Now, a paper published in Cell presents a detailed mechanism by which microbiota fuel the resistance to overgrowth of pathogens.
Scientists generally accept that the gut microbiota can slow the overgrowth of intestinal pathogens. Several lines of evidence support this belief. For instance, high levels or prolonged use of antibiotics may actually enable overgrowth of Clostridium difficile, which causes inflammation of the colon and severe diarrhea. Low diversity of species present in the intestinal microbiota, common in industrialized economies, is linked to a greater susceptibility to infectious diseases.
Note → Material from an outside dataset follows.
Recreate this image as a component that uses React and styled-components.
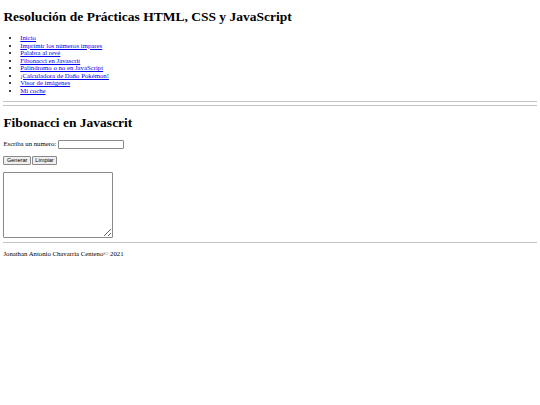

Some studies have shown that mice treated with antibiotics or raised in germ-free environments have greater susceptibility to intestinal pathogens.
Promote or Fight Infection by Pathogens
In other instances, some microbiota may promote growth of or infection by pathogens. For instance, different microbiota in mice determine their susceptibility to a pathogen called Citrobacter rodentium, which leads to an abnormal growth in the colon called hyperplasia.
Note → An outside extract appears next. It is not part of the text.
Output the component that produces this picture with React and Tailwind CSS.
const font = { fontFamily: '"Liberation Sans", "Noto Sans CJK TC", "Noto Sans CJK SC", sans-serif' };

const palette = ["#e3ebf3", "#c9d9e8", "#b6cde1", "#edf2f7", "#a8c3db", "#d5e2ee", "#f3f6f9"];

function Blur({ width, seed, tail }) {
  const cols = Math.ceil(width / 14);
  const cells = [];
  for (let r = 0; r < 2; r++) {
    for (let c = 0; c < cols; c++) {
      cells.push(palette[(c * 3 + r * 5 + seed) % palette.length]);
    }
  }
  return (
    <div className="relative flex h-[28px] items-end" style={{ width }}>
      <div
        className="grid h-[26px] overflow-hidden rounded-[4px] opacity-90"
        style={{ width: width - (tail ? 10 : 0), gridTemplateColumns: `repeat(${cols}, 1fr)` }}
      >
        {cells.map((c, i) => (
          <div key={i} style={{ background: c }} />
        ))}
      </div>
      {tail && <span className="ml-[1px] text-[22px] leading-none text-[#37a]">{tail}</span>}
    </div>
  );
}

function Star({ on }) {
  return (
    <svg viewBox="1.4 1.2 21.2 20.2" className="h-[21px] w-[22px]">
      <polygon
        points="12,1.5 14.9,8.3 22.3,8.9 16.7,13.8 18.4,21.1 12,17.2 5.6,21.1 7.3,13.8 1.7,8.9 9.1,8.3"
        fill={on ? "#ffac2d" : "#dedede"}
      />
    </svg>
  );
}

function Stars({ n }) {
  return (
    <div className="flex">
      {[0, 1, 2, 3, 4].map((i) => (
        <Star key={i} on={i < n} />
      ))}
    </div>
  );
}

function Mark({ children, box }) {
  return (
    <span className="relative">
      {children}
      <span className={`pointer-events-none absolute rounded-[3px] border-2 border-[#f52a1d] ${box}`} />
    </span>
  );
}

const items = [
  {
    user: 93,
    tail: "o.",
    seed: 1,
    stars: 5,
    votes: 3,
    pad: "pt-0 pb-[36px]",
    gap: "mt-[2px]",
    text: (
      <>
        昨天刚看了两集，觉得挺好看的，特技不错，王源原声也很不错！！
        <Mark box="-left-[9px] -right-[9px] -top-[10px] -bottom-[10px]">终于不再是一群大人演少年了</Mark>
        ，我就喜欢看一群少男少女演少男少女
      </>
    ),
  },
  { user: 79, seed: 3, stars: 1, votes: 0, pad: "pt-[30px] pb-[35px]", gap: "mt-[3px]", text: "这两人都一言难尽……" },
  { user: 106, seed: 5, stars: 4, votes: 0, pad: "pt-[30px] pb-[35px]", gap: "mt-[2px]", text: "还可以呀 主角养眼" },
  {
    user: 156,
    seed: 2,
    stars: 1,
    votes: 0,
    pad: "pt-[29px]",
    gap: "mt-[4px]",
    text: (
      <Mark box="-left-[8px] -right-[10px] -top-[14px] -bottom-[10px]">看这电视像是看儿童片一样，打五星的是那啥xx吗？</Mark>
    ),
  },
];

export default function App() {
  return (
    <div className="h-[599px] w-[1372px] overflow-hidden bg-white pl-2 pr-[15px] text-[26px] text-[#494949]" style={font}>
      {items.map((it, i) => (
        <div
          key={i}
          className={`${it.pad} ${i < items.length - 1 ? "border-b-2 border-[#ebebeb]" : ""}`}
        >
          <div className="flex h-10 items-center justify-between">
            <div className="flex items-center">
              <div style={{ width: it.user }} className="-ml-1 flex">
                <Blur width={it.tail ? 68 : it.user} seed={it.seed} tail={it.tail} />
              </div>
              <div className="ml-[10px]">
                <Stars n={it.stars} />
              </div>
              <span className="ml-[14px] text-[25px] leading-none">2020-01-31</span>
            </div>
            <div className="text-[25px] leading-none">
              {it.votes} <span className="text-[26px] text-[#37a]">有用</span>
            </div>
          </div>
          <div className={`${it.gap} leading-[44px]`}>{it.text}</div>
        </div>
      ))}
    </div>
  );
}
Microbiota transplantation from susceptible to non-susceptible mice induces susceptibility to C. rodentium infection, whereas microbiota transplantation from non-susceptible to susceptible animals generates resistance to infection.
Epidemiological evidence suggests susceptibility to infections by the food-borne pathogen Campylobacter jejuni depends on the species in the microbiota. This was a study done in Sweden. Other reports show that some pathogens, like Salmonella enterica and C. rodentium, may exploit certain host-microbiota cues to modulate their metabolism and energy creation.
Investigating the Role of Microbiota in Infection
New research is focusing on the role of the microbiota in fighting or inhibiting infection. This research is doing more than documenting relationships between infections and the presence or absence of specific species or combinations of species. It is investigating the mechanisms by which the microbiota provide resistance to infections.
The scientists of this study have shown that after infection with the gut pathogen Klebsiella pneumoniae, mice have a greater ability to resist the bacterium in the future. The researchers analysed microbial DNA, assessing the metagenomes from post-infection microbiota and non-infected microbiota. The objective was to pinpoint how microbes may aid resistance. They found interesting data. The genes that encoded proteins necessary for the metabolism of sulfur-containing molecules were more enriched in post-infection microbiota versus non-infected microbiota.
The researchers reported that infection by a pathogen like Klebsiella pneumoniae in mice impacted gut bacteria. This pathogen can cause an infection due to the enzyme cytochrome oxidase. This enzyme enables the bacteria to generate energy by aerobic respiration using oxygen in the host’s gut. After infection by the pathogen, the level of taurine rises in the intestine. The liver generates taurine through the metabolism of bile acids. The scientists showed that after an infection, the resident bacteria that utilize taurine were more common. When bacteria metabolize taurine, they produce hydrogen sulfide gas, which inhibits aerobic respiration thus blocking the growth of pathogens.
Final Thoughts About Immune Drivers
Intestinal pathogens rely on host-supplied oxygen to create energy through aerobic respiration. This is how they establish their presence and ability to colonize the individual. The study showed a correlation between taurine-mediated production of hydrogen sulfide. This would ultimately inhibit infection by the pathogen.
In addition, they reported that taurine supplements added to the study animals’ drinking water led to similar results. Taurine is a common ingredient in energy drinks, and this discovery of its role in the gut deserves further investigation. A better understanding of such mechanisms could result in targeted manipulation of the microbiota to combat certain infectious diseases.
These results may suggest adding certain dietary supplements like taurine as a way to help the microbiota resist pathogens. This study better identifies the mechanisms by which the microbiota impact respiration, metabolism, and the virulence of intestinal pathogens.